Task directions:
Copy out the whole listing exactly as written, leaving the pictures behind.

Data section:
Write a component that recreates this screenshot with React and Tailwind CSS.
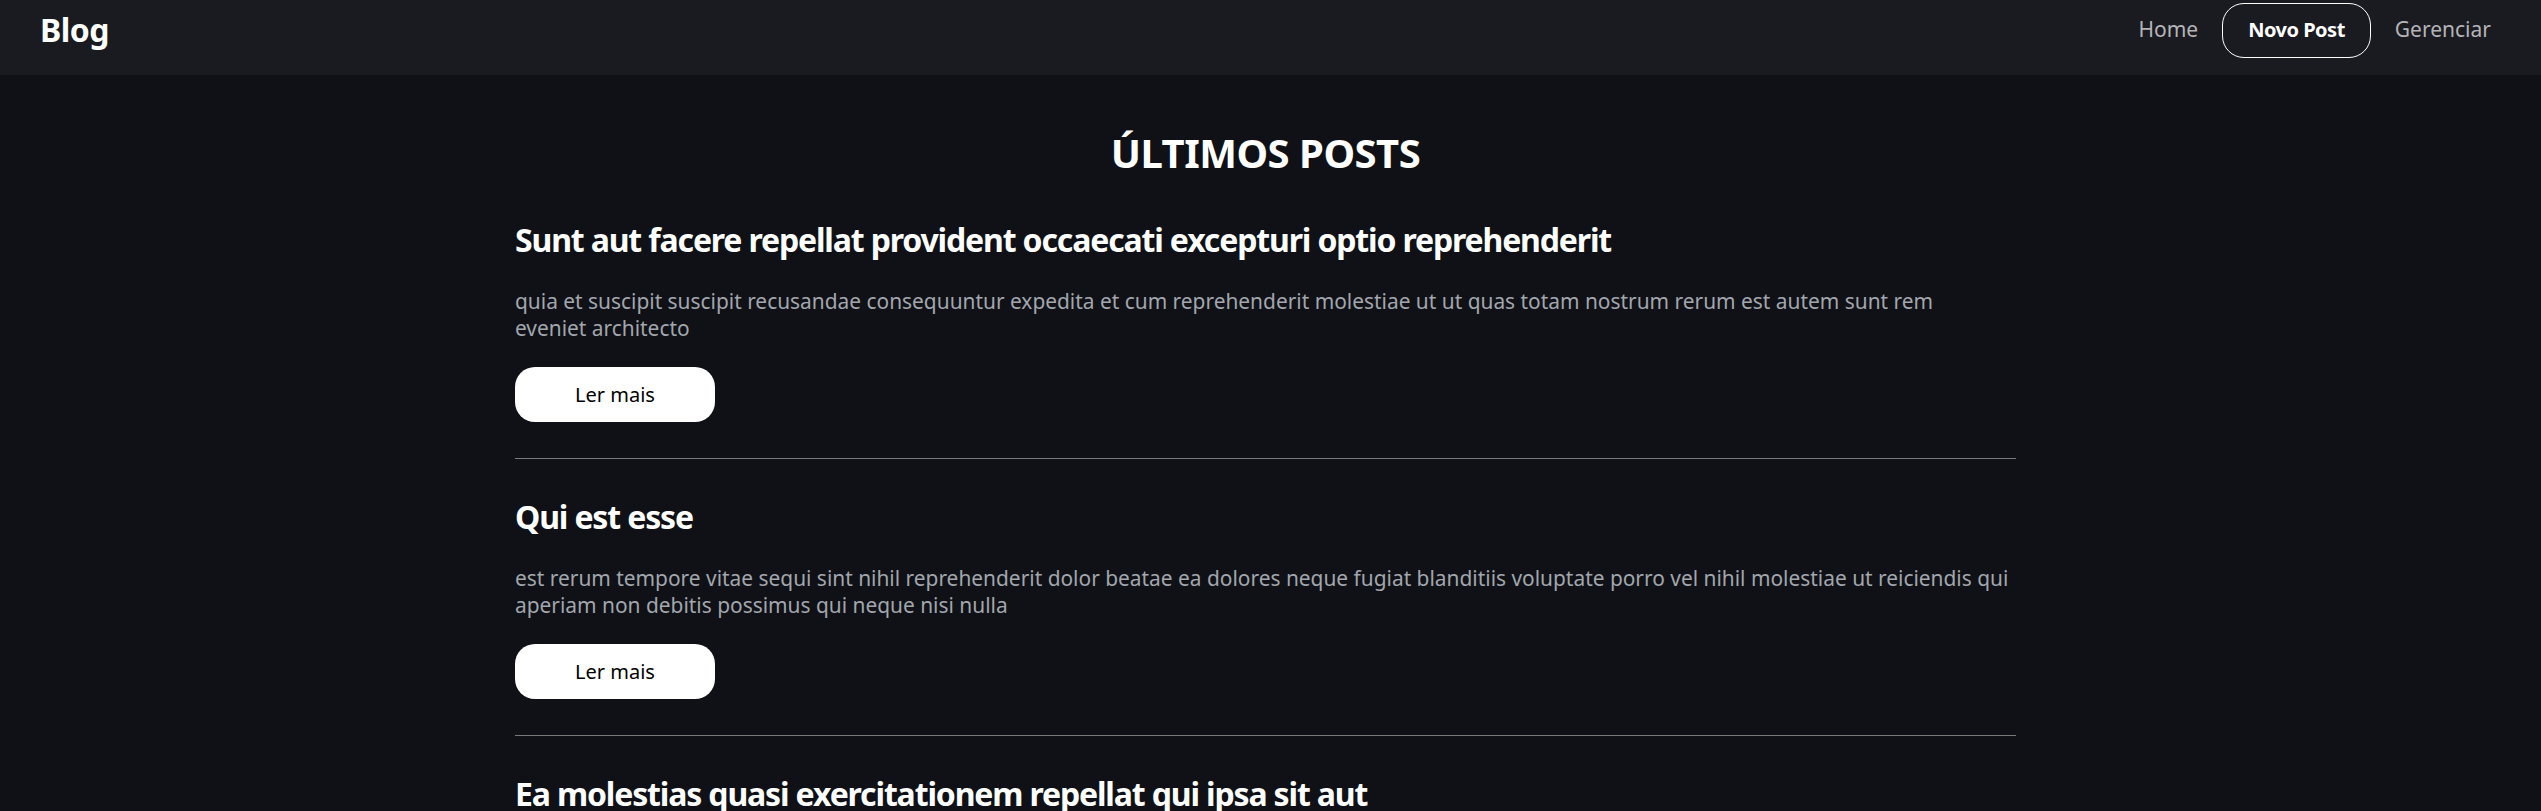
import React from "react";

// body split the way the lines wrap on screen
const posts = [
  {
    id: 1,
    title: "Sunt aut facere repellat provident occaecati excepturi optio reprehenderit",
    body: [
      "quia et suscipit suscipit recusandae consequuntur expedita et cum reprehenderit molestiae ut ut quas totam nostrum rerum est autem sunt rem",
      "eveniet architecto",
    ],
  },
  {
    id: 2,
    title: "Qui est esse",
    body: [
      "est rerum tempore vitae sequi sint nihil reprehenderit dolor beatae ea dolores neque fugiat blanditiis voluptate porro vel nihil molestiae ut reiciendis qui",
      "aperiam non debitis possimus qui neque nisi nulla",
    ],
  },
  {
    id: 3,
    title: "Ea molestias quasi exercitationem repellat qui ipsa sit aut",
    body: [
      "et iusto sed quo iure voluptatem occaecati omnis eligendi aut ad voluptatem doloribus vel accusantium quis pariatur molestiae porro eius odio et labore",
      "et velit aut",
    ],
  },
  {
    id: 4,
    title: "Eum et est occaecati",
    body: [
      "ullam et saepe reiciendis voluptatem adipisci sit amet autem assumenda provident rerum culpa quis hic commodi nesciunt rem tenetur doloremque ipsam iure",
      "quis sunt voluptatem rerum illo velit",
    ],
  },
];

function Header() {
  return (
    <header className="h-[75px] bg-[#1a1b20] pl-10 pr-[50px] flex items-start justify-between">
      <div className="h-[60px] flex items-center">
        <span className="text-[32px] font-bold text-white tracking-[-0.5px]">Blog</span>
      </div>
      <nav className="h-[60px] flex items-center gap-6 text-[21px]">
        <a className="text-[#b4b4b8]">Home</a>
        <a className="h-[55px] px-[25px] flex items-center border border-white rounded-[22px] text-[20px] text-white font-bold tracking-[-0.5px]">
          Novo Post
        </a>
        <a className="text-[#b4b4b8]">Gerenciar</a>
      </nav>
    </header>
  );
}

function PostItem({ post }) {
  return (
    <article>
      <h2 className="text-[32px] leading-[40px] font-bold text-white mb-[28px] tracking-[-1.15px]">
        {post.title}
      </h2>
      <p className="text-[20.9px] leading-[27px] text-[#a2a6ad] mb-[25px]">
        {post.body.map((line, i) => (
          <span key={i} className="block whitespace-nowrap">
            {line}
          </span>
        ))}
      </p>
      <button className="w-[200px] h-[55px] bg-white rounded-[20px] text-black text-[20px]">
        Ler mais
      </button>
      <hr className="mt-[36px] mb-[38px] border-0 border-t border-[#7a7a7a]" />
    </article>
  );
}

export default function App() {
  return (
    <div className="min-h-screen bg-[#0f1116] font-['Noto_Sans','DejaVu_Sans',sans-serif]">
      <Header />
      <div className="pr-[10px]">
        <main className="max-w-[1501px] mx-auto">
          <h1 className="mt-[54px] mb-[43px] text-center text-[40px] leading-[48px] font-bold text-white tracking-[-0.5px]">
            ÚLTIMOS POSTS
          </h1>
          {posts.map((post) => (
            <PostItem key={post.id} post={post} />
          ))}
        </main>
      </div>
    </div>
  );
}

Correct answer:
Write a component that recreates this screenshot with React and Tailwind CSS.
import React from "react";

// body split the way the lines wrap on screen
const posts = [
  {
    id: 1,
    title: "Sunt aut facere repellat provident occaecati excepturi optio reprehenderit",
    body: [
      "quia et suscipit suscipit recusandae consequuntur expedita et cum reprehenderit molestiae ut ut quas totam nostrum rerum est autem sunt rem",
      "eveniet architecto",
    ],
  },
  {
    id: 2,
    title: "Qui est esse",
    body: [
      "est rerum tempore vitae sequi sint nihil reprehenderit dolor beatae ea dolores neque fugiat blanditiis voluptate porro vel nihil molestiae ut reiciendis qui",
      "aperiam non debitis possimus qui neque nisi nulla",
    ],
  },
  {
    id: 3,
    title: "Ea molestias quasi exercitationem repellat qui ipsa sit aut",
    body: [
      "et iusto sed quo iure voluptatem occaecati omnis eligendi aut ad voluptatem doloribus vel accusantium quis pariatur molestiae porro eius odio et labore",
      "et velit aut",
    ],
  },
  {
    id: 4,
    title: "Eum et est occaecati",
    body: [
      "ullam et saepe reiciendis voluptatem adipisci sit amet autem assumenda provident rerum culpa quis hic commodi nesciunt rem tenetur doloremque ipsam iure",
      "quis sunt voluptatem rerum illo velit",
    ],
  },
];

function Header() {
  return (
    <header className="h-[75px] bg-[#1a1b20] pl-10 pr-[50px] flex items-start justify-between">
      <div className="h-[60px] flex items-center">
        <span className="text-[32px] font-bold text-white tracking-[-0.5px]">Blog</span>
      </div>
      <nav className="h-[60px] flex items-center gap-6 text-[21px]">
        <a className="text-[#b4b4b8]">Home</a>
        <a className="h-[55px] px-[25px] flex items-center border border-white rounded-[22px] text-[20px] text-white font-bold tracking-[-0.5px]">
          Novo Post
        </a>
        <a className="text-[#b4b4b8]">Gerenciar</a>
      </nav>
    </header>
  );
}

function PostItem({ post }) {
  return (
    <article>
      <h2 className="text-[32px] leading-[40px] font-bold text-white mb-[28px] tracking-[-1.15px]">
        {post.title}
      </h2>
      <p className="text-[20.9px] leading-[27px] text-[#a2a6ad] mb-[25px]">
        {post.body.map((line, i) => (
          <span key={i} className="block whitespace-nowrap">
            {line}
          </span>
        ))}
      </p>
      <button className="w-[200px] h-[55px] bg-white rounded-[20px] text-black text-[20px]">
        Ler mais
      </button>
      <hr className="mt-[36px] mb-[38px] border-0 border-t border-[#7a7a7a]" />
    </article>
  );
}

export default function App() {
  return (
    <div className="min-h-screen bg-[#0f1116] font-['Noto_Sans','DejaVu_Sans',sans-serif]">
      <Header />
      <div className="pr-[10px]">
        <main className="max-w-[1501px] mx-auto">
          <h1 className="mt-[54px] mb-[43px] text-center text-[40px] leading-[48px] font-bold text-white tracking-[-0.5px]">
            ÚLTIMOS POSTS
          </h1>
          {posts.map((post) => (
            <PostItem key={post.id} post={post} />
          ))}
        </main>
      </div>
    </div>
  );
}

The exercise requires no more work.